=== Data segment ===
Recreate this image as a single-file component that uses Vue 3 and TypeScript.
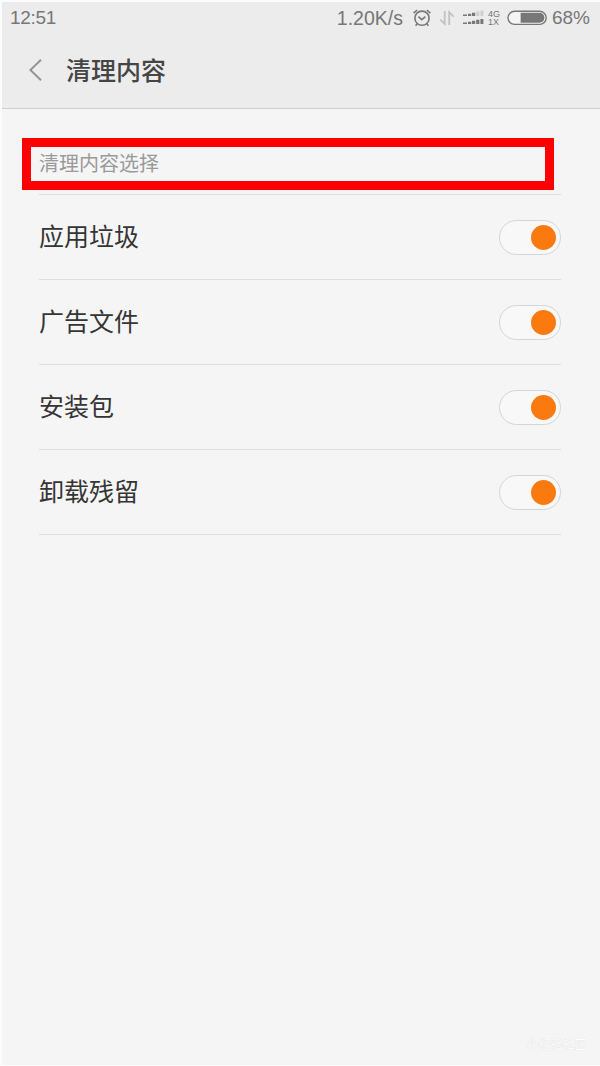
<script setup lang="ts">
import { ref } from 'vue'

interface CleanOption {
  label: string
  enabled: boolean
}

const options = ref<CleanOption[]>([
  { label: '应用垃圾', enabled: true },
  { label: '广告文件', enabled: true },
  { label: '安装包', enabled: true },
  { label: '卸载残留', enabled: true },
])
</script>

<template>
  <div class="screen">
    <header class="top">
      <div class="status">
        <span class="clock">12:51</span>
        <span class="speed">1.20K/s</span>
        <svg class="alarm" width="20" height="20" viewBox="0 0 20 20" fill="none" stroke="#777" stroke-width="1.6">
          <circle cx="10" cy="10.2" r="7.1" />
          <path d="M6.4 8.6 L9.8 11.6 L13.4 8.6" />
          <path d="M1.6 5.2 L5.2 2 M14.8 2 L18.4 5.2" />
          <path d="M5.2 15.8 L3.6 17.8 M14.8 15.8 L16.4 17.8" />
        </svg>
        <svg class="arrows" width="16" height="16" viewBox="0 0 16 16" fill="none" stroke="#c2c2c2" stroke-width="1.8">
          <path d="M5.7 1 V14 L1.2 9.6" />
          <path d="M10.2 15 V2 L14.6 6.6" />
        </svg>
        <svg class="signal" width="22" height="16" viewBox="0 0 22 16" fill="#777">
          <path d="M0 4.5h4v1.6H0z M5 3.8h3.2v2.3H5z M9 2.8h3.2v3.3H9z" />
          <path fill="#d0d0d0" d="M13.2 1.6h3.2v4.5h-3.2z M17.4 .5h3v5.6h-3z" />
          <path d="M0 12.4h4V14H0z M5 11.7h3.2V14H5z M9 10.8h3.2V14H9z M13.2 9.8h3.2V14h-3.2z M17.4 9h3v5h-3z" />
        </svg>
        <span class="network"><span>4G</span><span>1X</span></span>
        <svg class="battery" width="41" height="16" viewBox="0 0 41 16">
          <rect x="1" y="1.2" width="38.2" height="13.2" rx="6.6" fill="#f5f5f5" stroke="#777" stroke-width="1.4" />
          <path d="M13.6 2.8H32.4a5 5 0 0 1 0 10H13.6z" fill="#777" />
        </svg>
        <span class="percent">68%</span>
      </div>
      <div class="titlebar">
        <svg class="back" width="14" height="24" viewBox="0 0 14 24" fill="none" stroke="#929292" stroke-width="1.9">
          <path d="M12 1.8 L1.4 12 L12 22.2" />
        </svg>
        <h1>清理内容</h1>
      </div>
    </header>
    <main class="content">
      <div class="section"><h2>清理内容选择</h2></div>
      <ul>
        <li v-for="option in options" :key="option.label">
          <span>{{ option.label }}</span>
          <button
            class="switch"
            :class="{ on: option.enabled }"
            type="button"
            role="switch"
            :aria-checked="option.enabled"
            :aria-label="option.label"
            @click="option.enabled = !option.enabled"
          >
            <i />
          </button>
        </li>
      </ul>
    </main>
    <footer class="watermark">小经验社区</footer>
  </div>
</template>

<style scoped>
.screen {
  box-sizing: border-box;
  width: 600px;
  height: 1066px;
  display: flex;
  flex-direction: column;
  background: #f5f5f5;
  border-left: 2px solid #fcfcfc;
  border-top: 2px solid #fcfcfc;
  border-bottom: 1px solid #fcfcfc;
  font-family: "Liberation Sans", "Noto Sans CJK SC", sans-serif;
}
.top {
  box-sizing: border-box;
  height: 107px;
  background: #ececec;
  border-bottom: 1px solid #cecece;
}
.status {
  display: flex;
  align-items: center;
  height: 31px;
  padding: 0 10px 0 8px;
  color: #777;
  font-size: 19px;
  line-height: 30px;
  white-space: nowrap;
}
.clock { letter-spacing: -0.3px; }
.speed { margin-left: auto; font-size: 19.5px; }
.alarm { margin-left: 9px; }
.arrows { margin-left: 7px; }
.signal { margin-left: 8px; }
.network {
  display: flex;
  flex-direction: column;
  width: 13px;
  margin-left: 3px;
  font-size: 9px;
  line-height: 8px;
}
.battery { margin-left: 6px; }
.percent { margin-left: 4px; font-size: 19px; }
.titlebar {
  display: flex;
  align-items: center;
  height: 76px;
  padding-left: 27px;
}
.back { margin-bottom: 3px; }
h1 {
  margin: 0 0 1px 23px;
  color: #454545;
  font-size: 25px;
  line-height: 36px;
  font-weight: 500;
}
.content { flex: 1; padding: 29px 39px 0 20px; }
.section {
  box-sizing: border-box;
  width: 532px;
  height: 52px;
  border: 9px solid #fd0000;
  padding-left: 8px;
  display: flex;
  align-items: center;
}
h2 {
  margin: 0;
  color: #9a9a9a;
  font-size: 20px;
  line-height: 30px;
  font-weight: 400;
}
ul {
  list-style: none;
  margin: 4px 0 0 17px;
  padding: 0;
  border-top: 1px solid #dedede;
}
li {
  box-sizing: border-box;
  height: 85px;
  display: flex;
  align-items: center;
  justify-content: space-between;
  border-bottom: 1px solid #dedede;
  color: #353535;
  font-size: 25px;
  line-height: 36px;
}
.switch {
  box-sizing: border-box;
  width: 62px;
  height: 35px;
  border: 1px solid #d5d5d5;
  border-radius: 18px;
  background: #f8f8f8;
  padding: 0 4px;
  display: flex;
  align-items: center;
  justify-content: flex-start;
}
.switch.on { justify-content: flex-end; }
.switch i {
  width: 25px;
  height: 25px;
  border-radius: 50%;
  background: #c9c9c9;
}
.switch.on i { background: #fa7a10; }
.watermark {
  align-self: flex-end;
  margin: 0 13px 11px 0;
  color: #fff;
  font-size: 12px;
  line-height: 18px;
  text-shadow: 0 0 1px #ccc;
}
</style>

=== Given instruction ===
Copy out every line of the material above exactly, skipping the pictures.

=== Answer in full ===
Recreate this image as a single-file component that uses Vue 3 and TypeScript.
<script setup lang="ts">
import { ref } from 'vue'

interface CleanOption {
  label: string
  enabled: boolean
}

const options = ref<CleanOption[]>([
  { label: '应用垃圾', enabled: true },
  { label: '广告文件', enabled: true },
  { label: '安装包', enabled: true },
  { label: '卸载残留', enabled: true },
])
</script>

<template>
  <div class="screen">
    <header class="top">
      <div class="status">
        <span class="clock">12:51</span>
        <span class="speed">1.20K/s</span>
        <svg class="alarm" width="20" height="20" viewBox="0 0 20 20" fill="none" stroke="#777" stroke-width="1.6">
          <circle cx="10" cy="10.2" r="7.1" />
          <path d="M6.4 8.6 L9.8 11.6 L13.4 8.6" />
          <path d="M1.6 5.2 L5.2 2 M14.8 2 L18.4 5.2" />
          <path d="M5.2 15.8 L3.6 17.8 M14.8 15.8 L16.4 17.8" />
        </svg>
        <svg class="arrows" width="16" height="16" viewBox="0 0 16 16" fill="none" stroke="#c2c2c2" stroke-width="1.8">
          <path d="M5.7 1 V14 L1.2 9.6" />
          <path d="M10.2 15 V2 L14.6 6.6" />
        </svg>
        <svg class="signal" width="22" height="16" viewBox="0 0 22 16" fill="#777">
          <path d="M0 4.5h4v1.6H0z M5 3.8h3.2v2.3H5z M9 2.8h3.2v3.3H9z" />
          <path fill="#d0d0d0" d="M13.2 1.6h3.2v4.5h-3.2z M17.4 .5h3v5.6h-3z" />
          <path d="M0 12.4h4V14H0z M5 11.7h3.2V14H5z M9 10.8h3.2V14H9z M13.2 9.8h3.2V14h-3.2z M17.4 9h3v5h-3z" />
        </svg>
        <span class="network"><span>4G</span><span>1X</span></span>
        <svg class="battery" width="41" height="16" viewBox="0 0 41 16">
          <rect x="1" y="1.2" width="38.2" height="13.2" rx="6.6" fill="#f5f5f5" stroke="#777" stroke-width="1.4" />
          <path d="M13.6 2.8H32.4a5 5 0 0 1 0 10H13.6z" fill="#777" />
        </svg>
        <span class="percent">68%</span>
      </div>
      <div class="titlebar">
        <svg class="back" width="14" height="24" viewBox="0 0 14 24" fill="none" stroke="#929292" stroke-width="1.9">
          <path d="M12 1.8 L1.4 12 L12 22.2" />
        </svg>
        <h1>清理内容</h1>
      </div>
    </header>
    <main class="content">
      <div class="section"><h2>清理内容选择</h2></div>
      <ul>
        <li v-for="option in options" :key="option.label">
          <span>{{ option.label }}</span>
          <button
            class="switch"
            :class="{ on: option.enabled }"
            type="button"
            role="switch"
            :aria-checked="option.enabled"
            :aria-label="option.label"
            @click="option.enabled = !option.enabled"
          >
            <i />
          </button>
        </li>
      </ul>
    </main>
    <footer class="watermark">小经验社区</footer>
  </div>
</template>

<style scoped>
.screen {
  box-sizing: border-box;
  width: 600px;
  height: 1066px;
  display: flex;
  flex-direction: column;
  background: #f5f5f5;
  border-left: 2px solid #fcfcfc;
  border-top: 2px solid #fcfcfc;
  border-bottom: 1px solid #fcfcfc;
  font-family: "Liberation Sans", "Noto Sans CJK SC", sans-serif;
}
.top {
  box-sizing: border-box;
  height: 107px;
  background: #ececec;
  border-bottom: 1px solid #cecece;
}
.status {
  display: flex;
  align-items: center;
  height: 31px;
  padding: 0 10px 0 8px;
  color: #777;
  font-size: 19px;
  line-height: 30px;
  white-space: nowrap;
}
.clock { letter-spacing: -0.3px; }
.speed { margin-left: auto; font-size: 19.5px; }
.alarm { margin-left: 9px; }
.arrows { margin-left: 7px; }
.signal { margin-left: 8px; }
.network {
  display: flex;
  flex-direction: column;
  width: 13px;
  margin-left: 3px;
  font-size: 9px;
  line-height: 8px;
}
.battery { margin-left: 6px; }
.percent { margin-left: 4px; font-size: 19px; }
.titlebar {
  display: flex;
  align-items: center;
  height: 76px;
  padding-left: 27px;
}
.back { margin-bottom: 3px; }
h1 {
  margin: 0 0 1px 23px;
  color: #454545;
  font-size: 25px;
  line-height: 36px;
  font-weight: 500;
}
.content { flex: 1; padding: 29px 39px 0 20px; }
.section {
  box-sizing: border-box;
  width: 532px;
  height: 52px;
  border: 9px solid #fd0000;
  padding-left: 8px;
  display: flex;
  align-items: center;
}
h2 {
  margin: 0;
  color: #9a9a9a;
  font-size: 20px;
  line-height: 30px;
  font-weight: 400;
}
ul {
  list-style: none;
  margin: 4px 0 0 17px;
  padding: 0;
  border-top: 1px solid #dedede;
}
li {
  box-sizing: border-box;
  height: 85px;
  display: flex;
  align-items: center;
  justify-content: space-between;
  border-bottom: 1px solid #dedede;
  color: #353535;
  font-size: 25px;
  line-height: 36px;
}
.switch {
  box-sizing: border-box;
  width: 62px;
  height: 35px;
  border: 1px solid #d5d5d5;
  border-radius: 18px;
  background: #f8f8f8;
  padding: 0 4px;
  display: flex;
  align-items: center;
  justify-content: flex-start;
}
.switch.on { justify-content: flex-end; }
.switch i {
  width: 25px;
  height: 25px;
  border-radius: 50%;
  background: #c9c9c9;
}
.switch.on i { background: #fa7a10; }
.watermark {
  align-self: flex-end;
  margin: 0 13px 11px 0;
  color: #fff;
  font-size: 12px;
  line-height: 18px;
  text-shadow: 0 0 1px #ccc;
}
</style>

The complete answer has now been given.